=== Set task ===
Without including any pictures, write out the listing below exactly.

=== Data segment ===
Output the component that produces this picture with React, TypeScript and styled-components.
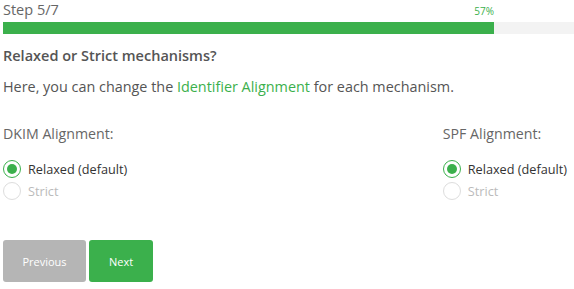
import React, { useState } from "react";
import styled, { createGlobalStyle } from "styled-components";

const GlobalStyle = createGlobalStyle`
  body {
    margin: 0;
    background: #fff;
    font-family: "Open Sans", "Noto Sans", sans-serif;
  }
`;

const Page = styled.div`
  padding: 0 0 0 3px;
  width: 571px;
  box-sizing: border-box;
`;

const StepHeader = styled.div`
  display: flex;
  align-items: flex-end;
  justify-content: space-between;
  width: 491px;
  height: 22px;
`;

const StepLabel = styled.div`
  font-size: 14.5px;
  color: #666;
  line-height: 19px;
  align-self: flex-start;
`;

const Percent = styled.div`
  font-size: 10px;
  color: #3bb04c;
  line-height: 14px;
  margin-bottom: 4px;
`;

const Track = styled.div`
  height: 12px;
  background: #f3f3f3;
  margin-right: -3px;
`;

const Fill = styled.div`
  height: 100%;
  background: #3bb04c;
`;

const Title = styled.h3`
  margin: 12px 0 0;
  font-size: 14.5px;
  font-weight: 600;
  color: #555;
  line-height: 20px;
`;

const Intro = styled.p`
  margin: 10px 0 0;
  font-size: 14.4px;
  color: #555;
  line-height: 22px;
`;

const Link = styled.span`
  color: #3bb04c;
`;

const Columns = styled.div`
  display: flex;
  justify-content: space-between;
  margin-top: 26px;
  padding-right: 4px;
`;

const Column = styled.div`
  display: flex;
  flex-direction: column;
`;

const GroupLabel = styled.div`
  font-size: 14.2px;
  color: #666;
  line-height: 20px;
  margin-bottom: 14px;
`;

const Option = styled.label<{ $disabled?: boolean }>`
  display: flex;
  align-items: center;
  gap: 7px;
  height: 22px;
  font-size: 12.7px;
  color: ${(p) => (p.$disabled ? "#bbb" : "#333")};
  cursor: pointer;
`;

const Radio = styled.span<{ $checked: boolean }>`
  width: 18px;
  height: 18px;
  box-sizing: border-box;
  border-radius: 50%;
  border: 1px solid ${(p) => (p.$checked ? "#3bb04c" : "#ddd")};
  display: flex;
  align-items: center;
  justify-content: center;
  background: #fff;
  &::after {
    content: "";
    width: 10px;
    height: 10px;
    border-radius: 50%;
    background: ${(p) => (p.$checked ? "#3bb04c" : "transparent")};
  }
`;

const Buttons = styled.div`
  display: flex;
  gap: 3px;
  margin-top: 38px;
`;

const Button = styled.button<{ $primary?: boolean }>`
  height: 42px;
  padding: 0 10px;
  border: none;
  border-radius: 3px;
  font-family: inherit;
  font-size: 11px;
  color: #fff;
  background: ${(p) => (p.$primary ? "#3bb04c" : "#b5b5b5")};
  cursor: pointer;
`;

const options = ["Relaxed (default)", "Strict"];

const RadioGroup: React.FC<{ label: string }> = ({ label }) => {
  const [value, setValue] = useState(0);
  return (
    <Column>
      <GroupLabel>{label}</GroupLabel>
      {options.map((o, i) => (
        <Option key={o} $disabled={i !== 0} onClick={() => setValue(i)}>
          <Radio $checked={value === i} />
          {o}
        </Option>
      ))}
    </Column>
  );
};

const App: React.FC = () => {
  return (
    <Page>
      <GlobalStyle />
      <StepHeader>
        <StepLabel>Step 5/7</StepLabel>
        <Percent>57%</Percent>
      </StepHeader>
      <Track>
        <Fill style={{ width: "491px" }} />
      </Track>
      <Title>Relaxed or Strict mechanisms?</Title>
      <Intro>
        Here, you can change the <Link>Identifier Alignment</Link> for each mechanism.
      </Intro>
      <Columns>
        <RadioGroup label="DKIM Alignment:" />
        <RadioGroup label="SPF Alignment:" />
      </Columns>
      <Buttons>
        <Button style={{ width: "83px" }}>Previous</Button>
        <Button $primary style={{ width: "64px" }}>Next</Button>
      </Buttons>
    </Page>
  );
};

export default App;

=== Written answer ===
Output the component that produces this picture with React, TypeScript and styled-components.
import React, { useState } from "react";
import styled, { createGlobalStyle } from "styled-components";

const GlobalStyle = createGlobalStyle`
  body {
    margin: 0;
    background: #fff;
    font-family: "Open Sans", "Noto Sans", sans-serif;
  }
`;

const Page = styled.div`
  padding: 0 0 0 3px;
  width: 571px;
  box-sizing: border-box;
`;

const StepHeader = styled.div`
  display: flex;
  align-items: flex-end;
  justify-content: space-between;
  width: 491px;
  height: 22px;
`;

const StepLabel = styled.div`
  font-size: 14.5px;
  color: #666;
  line-height: 19px;
  align-self: flex-start;
`;

const Percent = styled.div`
  font-size: 10px;
  color: #3bb04c;
  line-height: 14px;
  margin-bottom: 4px;
`;

const Track = styled.div`
  height: 12px;
  background: #f3f3f3;
  margin-right: -3px;
`;

const Fill = styled.div`
  height: 100%;
  background: #3bb04c;
`;

const Title = styled.h3`
  margin: 12px 0 0;
  font-size: 14.5px;
  font-weight: 600;
  color: #555;
  line-height: 20px;
`;

const Intro = styled.p`
  margin: 10px 0 0;
  font-size: 14.4px;
  color: #555;
  line-height: 22px;
`;

const Link = styled.span`
  color: #3bb04c;
`;

const Columns = styled.div`
  display: flex;
  justify-content: space-between;
  margin-top: 26px;
  padding-right: 4px;
`;

const Column = styled.div`
  display: flex;
  flex-direction: column;
`;

const GroupLabel = styled.div`
  font-size: 14.2px;
  color: #666;
  line-height: 20px;
  margin-bottom: 14px;
`;

const Option = styled.label<{ $disabled?: boolean }>`
  display: flex;
  align-items: center;
  gap: 7px;
  height: 22px;
  font-size: 12.7px;
  color: ${(p) => (p.$disabled ? "#bbb" : "#333")};
  cursor: pointer;
`;

const Radio = styled.span<{ $checked: boolean }>`
  width: 18px;
  height: 18px;
  box-sizing: border-box;
  border-radius: 50%;
  border: 1px solid ${(p) => (p.$checked ? "#3bb04c" : "#ddd")};
  display: flex;
  align-items: center;
  justify-content: center;
  background: #fff;
  &::after {
    content: "";
    width: 10px;
    height: 10px;
    border-radius: 50%;
    background: ${(p) => (p.$checked ? "#3bb04c" : "transparent")};
  }
`;

const Buttons = styled.div`
  display: flex;
  gap: 3px;
  margin-top: 38px;
`;

const Button = styled.button<{ $primary?: boolean }>`
  height: 42px;
  padding: 0 10px;
  border: none;
  border-radius: 3px;
  font-family: inherit;
  font-size: 11px;
  color: #fff;
  background: ${(p) => (p.$primary ? "#3bb04c" : "#b5b5b5")};
  cursor: pointer;
`;

const options = ["Relaxed (default)", "Strict"];

const RadioGroup: React.FC<{ label: string }> = ({ label }) => {
  const [value, setValue] = useState(0);
  return (
    <Column>
      <GroupLabel>{label}</GroupLabel>
      {options.map((o, i) => (
        <Option key={o} $disabled={i !== 0} onClick={() => setValue(i)}>
          <Radio $checked={value === i} />
          {o}
        </Option>
      ))}
    </Column>
  );
};

const App: React.FC = () => {
  return (
    <Page>
      <GlobalStyle />
      <StepHeader>
        <StepLabel>Step 5/7</StepLabel>
        <Percent>57%</Percent>
      </StepHeader>
      <Track>
        <Fill style={{ width: "491px" }} />
      </Track>
      <Title>Relaxed or Strict mechanisms?</Title>
      <Intro>
        Here, you can change the <Link>Identifier Alignment</Link> for each mechanism.
      </Intro>
      <Columns>
        <RadioGroup label="DKIM Alignment:" />
        <RadioGroup label="SPF Alignment:" />
      </Columns>
      <Buttons>
        <Button style={{ width: "83px" }}>Previous</Button>
        <Button $primary style={{ width: "64px" }}>Next</Button>
      </Buttons>
    </Page>
  );
};

export default App;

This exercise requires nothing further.